Maximilian and Ferdinand
were left out in the cold. Louis not only broke off his negotiations with them,
but prepared to regain Milan and discussed with Henry the revival of his
father's schemes for the conquest of Castile. Henry was to claim part of that
kingdom in right of his wife, the late Queen's daughter; later on a still more
shadowy title by descent was suggested. As early as 5th October, the Venetian
Government wrote to its ambassador in France, "commending extremely the
most sage proceeding of Louis in exhorting the King of England to attack Castile". Towards the end of the
year it declared that Louis had wished to attack Spain, and sought to arrange
details in an interview with Henry; but the English King would not consent,
delayed the interview, and refused the six thousand infantry required for the
purpose. But Henry
had certainly urged Louis to reconquer Navarre, and from the tenor of Louis' reply to Henry, late
in November, it would be inferred that the proposed conquest of Castile also
emanated from the English King or his ministers. Louis professed not to know
the laws of succession in Spain, but he was willing to join the attack, apart
from the merits of the case on which it was based. Whether the suggestion
originated in France or in England, whether Henry eventually refused it or not,
its serious discussion shows how far Henry had travelled in his resentment at
the double dealing of Ferdinand. Carroz complained
that he was treated by the English "like a bull at whom every one throws
darts," and
that Henry himself behaved in a most offensive manner whenever Ferdinand's name
was mentioned. "If," he added, "Ferdinand did not put a bridle
on this young colt," it would afterwards become impossible to control him.
The young colt was, indeed, already meditating a project, to attain which he,
in later years, took the bit in his teeth and broke loose from control. He was
not only betrayed into casting in Catherine's teeth her father's ill faith, but
threatening her with divorce.
Henry had struck back
with a vengeance.

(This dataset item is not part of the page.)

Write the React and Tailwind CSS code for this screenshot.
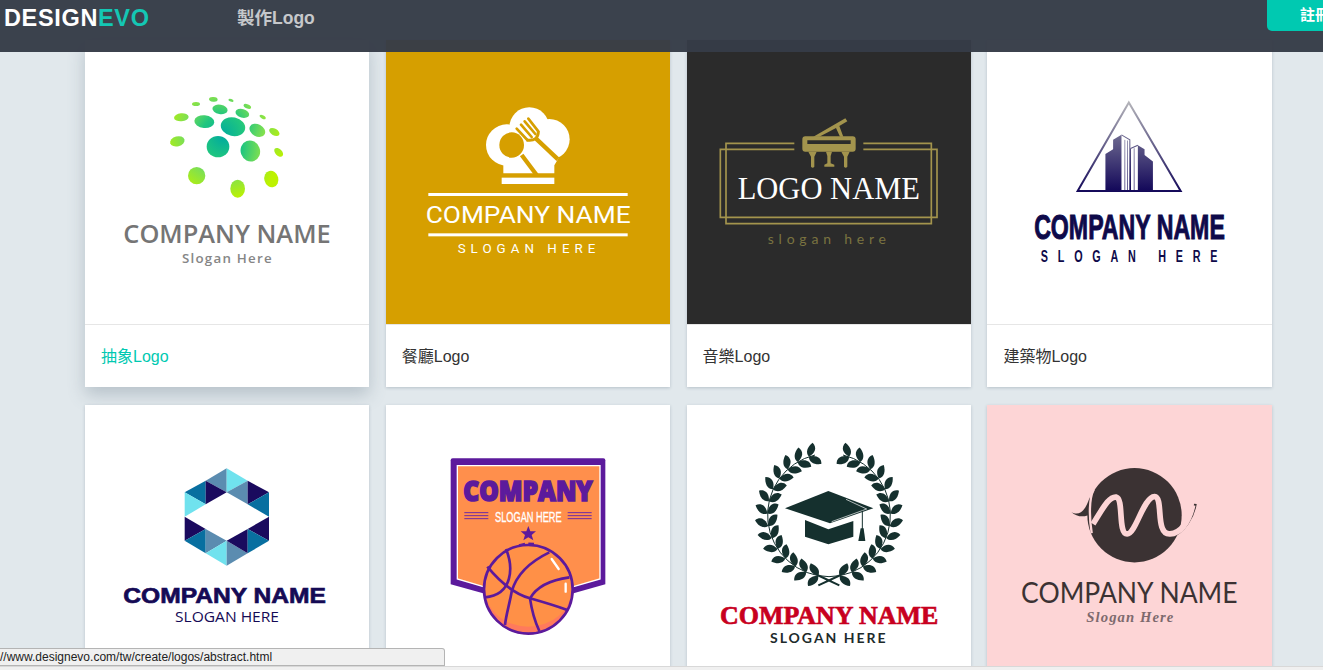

His blow shivered to fragments the airy castles which Maximilian
and Ferdinand were busy constructing. Their plans for reviving the empire of
Charlemagne, creating a new kingdom in Italy, inducing Louis to cede Milan and
Genoa and assist in the conquest of Venice, disappeared like empty dreams. The
younger Ferdinand found no provision in Italy; he was compelled to retain his
Austrian inheritance, and thus to impair the power of the future Charles V.;
while the children's grandparents were left sadly reflecting on means of
defence against the Kings of England and France. The blot on the triumph was
Henry's desertion of Sforza, who, having gratefully acknowledged that to Henry he owed his restoration of
Milan, was now left
to the uncovenanted mercies of Louis. But neither
the credit nor discredit is due mainly to Henry. He had learnt much, but his
powers were not yet developed enough to make him a match for the craft and
guile of his rivals. The consciousness of the fact made him rely more and more
upon Wolsey, who could easily beat both Maximilian and Ferdinand at their own
game. He was not more deceitful than they, but in grasp of detail, in boldness
and assiduity, he was vastly superior. While Ferdinand hawked, and Maximilian
hunted the chamois, Wolsey worked often for twelve hours together at the cares
of the State. Possibly, too, his clerical profession and the cardinalate which
he was soon to hold gave him an advantage which they did not possess; for,
whenever he wanted to obtain credence for a more than usually monstrous
perversion of truth, he swore "as became a cardinal and on the honour of
the cardinalate". His services were richly rewarded; besides livings, prebends, deaneries and the
Chancellorship of Cambridge University, he received the Bishoprics of Lincoln
and of Tournay, the Archbishopric of York, and finally, in 1515, Cardinalate.
This dignity he had already, in May of the previous year, sent Polydore Vergil
to claim from the Pope; Vergil's mission was unknown to Henry, to whom the
grant of the Cardinal's hat was to be represented as Leo's own idea.